#### GIVEN DATA:
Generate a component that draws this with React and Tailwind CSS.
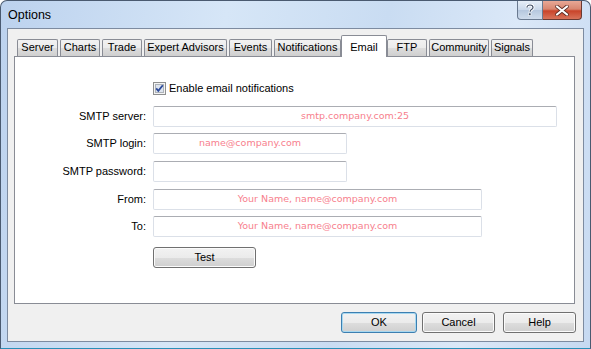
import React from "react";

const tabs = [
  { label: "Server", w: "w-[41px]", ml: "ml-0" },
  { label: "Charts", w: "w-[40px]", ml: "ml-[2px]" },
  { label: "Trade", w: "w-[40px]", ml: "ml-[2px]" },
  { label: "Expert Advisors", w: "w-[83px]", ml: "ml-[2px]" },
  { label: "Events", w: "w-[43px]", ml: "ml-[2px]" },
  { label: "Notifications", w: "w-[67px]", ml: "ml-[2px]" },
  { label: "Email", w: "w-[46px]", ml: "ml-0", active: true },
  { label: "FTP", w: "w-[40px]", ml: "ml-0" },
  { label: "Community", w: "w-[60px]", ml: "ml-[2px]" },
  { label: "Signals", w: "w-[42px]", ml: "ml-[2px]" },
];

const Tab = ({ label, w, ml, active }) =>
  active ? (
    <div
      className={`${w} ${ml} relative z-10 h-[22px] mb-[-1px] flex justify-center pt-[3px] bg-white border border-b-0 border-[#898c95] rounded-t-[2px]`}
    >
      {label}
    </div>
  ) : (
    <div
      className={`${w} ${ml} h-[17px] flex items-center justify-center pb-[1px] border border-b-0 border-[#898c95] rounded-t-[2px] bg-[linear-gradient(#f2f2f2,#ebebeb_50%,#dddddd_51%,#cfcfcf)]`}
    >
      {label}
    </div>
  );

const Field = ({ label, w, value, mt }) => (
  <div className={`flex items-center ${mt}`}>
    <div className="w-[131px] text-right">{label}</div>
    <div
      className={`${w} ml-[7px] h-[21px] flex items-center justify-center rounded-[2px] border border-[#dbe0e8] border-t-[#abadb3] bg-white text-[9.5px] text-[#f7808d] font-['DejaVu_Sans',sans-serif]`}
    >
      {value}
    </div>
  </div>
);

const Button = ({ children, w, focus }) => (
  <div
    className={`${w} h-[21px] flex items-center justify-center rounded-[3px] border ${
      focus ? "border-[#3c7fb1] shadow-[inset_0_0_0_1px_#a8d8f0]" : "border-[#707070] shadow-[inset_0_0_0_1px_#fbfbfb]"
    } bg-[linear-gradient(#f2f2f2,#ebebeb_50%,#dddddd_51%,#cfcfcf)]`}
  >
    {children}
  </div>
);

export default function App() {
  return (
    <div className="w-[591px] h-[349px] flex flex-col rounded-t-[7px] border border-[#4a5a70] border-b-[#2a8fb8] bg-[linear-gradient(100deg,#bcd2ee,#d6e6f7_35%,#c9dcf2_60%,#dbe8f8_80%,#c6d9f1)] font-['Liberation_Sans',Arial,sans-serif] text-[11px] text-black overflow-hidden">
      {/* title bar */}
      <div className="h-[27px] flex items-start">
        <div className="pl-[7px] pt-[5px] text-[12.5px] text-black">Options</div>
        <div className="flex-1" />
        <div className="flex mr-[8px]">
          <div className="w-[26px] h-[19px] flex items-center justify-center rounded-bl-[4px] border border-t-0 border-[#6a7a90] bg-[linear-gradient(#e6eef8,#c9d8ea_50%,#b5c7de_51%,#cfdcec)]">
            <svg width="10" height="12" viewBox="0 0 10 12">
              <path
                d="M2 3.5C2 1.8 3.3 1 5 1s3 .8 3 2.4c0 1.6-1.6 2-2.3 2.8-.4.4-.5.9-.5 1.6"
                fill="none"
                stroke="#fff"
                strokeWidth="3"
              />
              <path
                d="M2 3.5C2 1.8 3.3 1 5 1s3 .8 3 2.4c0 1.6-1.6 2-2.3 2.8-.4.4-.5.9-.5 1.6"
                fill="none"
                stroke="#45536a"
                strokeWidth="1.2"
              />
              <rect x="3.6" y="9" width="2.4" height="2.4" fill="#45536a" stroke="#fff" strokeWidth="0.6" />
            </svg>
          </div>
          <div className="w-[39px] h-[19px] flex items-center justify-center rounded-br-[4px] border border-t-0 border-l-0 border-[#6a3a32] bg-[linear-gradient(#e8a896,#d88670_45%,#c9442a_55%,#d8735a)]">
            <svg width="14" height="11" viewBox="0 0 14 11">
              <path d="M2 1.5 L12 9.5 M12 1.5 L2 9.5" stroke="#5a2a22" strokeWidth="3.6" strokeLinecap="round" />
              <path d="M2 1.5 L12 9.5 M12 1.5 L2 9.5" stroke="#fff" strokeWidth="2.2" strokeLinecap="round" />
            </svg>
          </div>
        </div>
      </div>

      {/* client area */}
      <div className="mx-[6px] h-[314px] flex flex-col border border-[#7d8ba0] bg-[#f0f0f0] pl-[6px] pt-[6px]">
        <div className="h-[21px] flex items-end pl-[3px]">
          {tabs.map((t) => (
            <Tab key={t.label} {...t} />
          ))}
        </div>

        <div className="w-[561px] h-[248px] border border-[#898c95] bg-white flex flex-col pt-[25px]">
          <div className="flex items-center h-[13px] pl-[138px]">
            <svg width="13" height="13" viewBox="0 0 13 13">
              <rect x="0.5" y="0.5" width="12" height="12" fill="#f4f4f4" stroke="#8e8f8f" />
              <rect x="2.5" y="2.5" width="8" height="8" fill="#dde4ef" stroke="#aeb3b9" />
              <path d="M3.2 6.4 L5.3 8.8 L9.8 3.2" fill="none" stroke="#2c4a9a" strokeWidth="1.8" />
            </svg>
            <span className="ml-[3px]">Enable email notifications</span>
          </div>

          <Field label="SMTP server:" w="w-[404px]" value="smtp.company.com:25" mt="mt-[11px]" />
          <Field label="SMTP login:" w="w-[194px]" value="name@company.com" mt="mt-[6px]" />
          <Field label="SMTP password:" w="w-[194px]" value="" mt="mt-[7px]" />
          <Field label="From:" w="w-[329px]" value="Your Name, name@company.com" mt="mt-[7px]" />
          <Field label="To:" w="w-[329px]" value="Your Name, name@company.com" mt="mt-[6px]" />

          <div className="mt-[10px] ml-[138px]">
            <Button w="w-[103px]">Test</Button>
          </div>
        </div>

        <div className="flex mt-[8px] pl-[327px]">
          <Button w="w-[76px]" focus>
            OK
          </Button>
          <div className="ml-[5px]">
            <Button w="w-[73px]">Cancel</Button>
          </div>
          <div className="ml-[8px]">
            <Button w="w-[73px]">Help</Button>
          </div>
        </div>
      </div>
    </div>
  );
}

#### EXERCISE:
Repeat only the lines from the beginning of the material through the line containing "import React from", both ends kept, leaving pictures out.

#### ANSWER BELOW:
Generate a component that draws this with React and Tailwind CSS.
import React from "react";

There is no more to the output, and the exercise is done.